In modern education, we spend ninety percent of our time and energy on those who aren't quite up to the mark. Granted, we have far too many such students. Still, those at the top of the class are often ignored, used as peer helpers, or simply given "busy work". This is not because teachers do not care about them; trust me, we appreciate them with every fiber of our being. It's simply that in these days of accountability and standardized exams, we aren't given the sort of academic freedom that would allow us to cater to these students as we'd like to do.

I'm one of the lucky few who has been able to teach a class full of gifted students. I'll never forget it; it was a teacher's dream. My seventh graders were introduced to Poe on day one, as we began reading The Murders in the Rue Morgue. I was able to see them grow from shock and fear at the unexpected complexity of the material (they'd never been challenged in this way before) to appreciation for the nuances and depth of the text. We shifted from Poe to Aristotle, reading from several of his tomes and exploring the basis of Western thought, the ideas we all take for granted but which, at that time, were fresh and new to the world. During the 2004 election cycle, we held debates after examining what makes a rational argument. Students were encouraged to call students out for using ad hominem attacks, straw man arguments, or engaging in other fallacies.

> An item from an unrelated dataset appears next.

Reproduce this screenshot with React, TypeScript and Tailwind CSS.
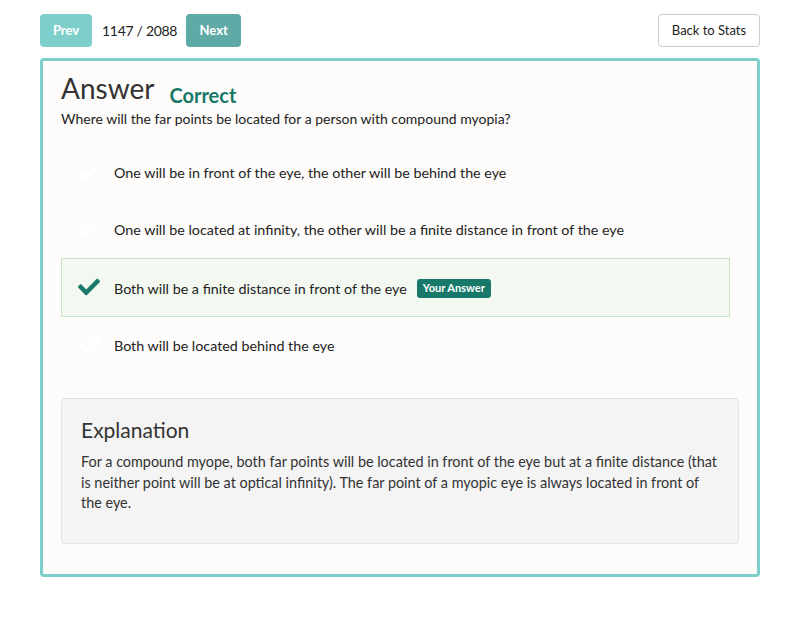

We began the year with one student testing at a college reading level, and ended with over ten. The growth was phenomenal. Every student completed a research paper complete with footnotes and a bibliography done in MLA style. I was able to do all of this while also teaching the same grammar and social studies standards that every other seventh grader was receiving. Why? All of my students were above average. Grouping them into an environment in which all were expected to excel encouraged them. Even those who were previously shy flowered not only academically but also socially, as who in this class could make fun of them for being smart?

This is what happens when we allow our best to shine. I'm sad to report that the experiment only lasted two years. Still, the students who were part of it describe it as something they will never forget.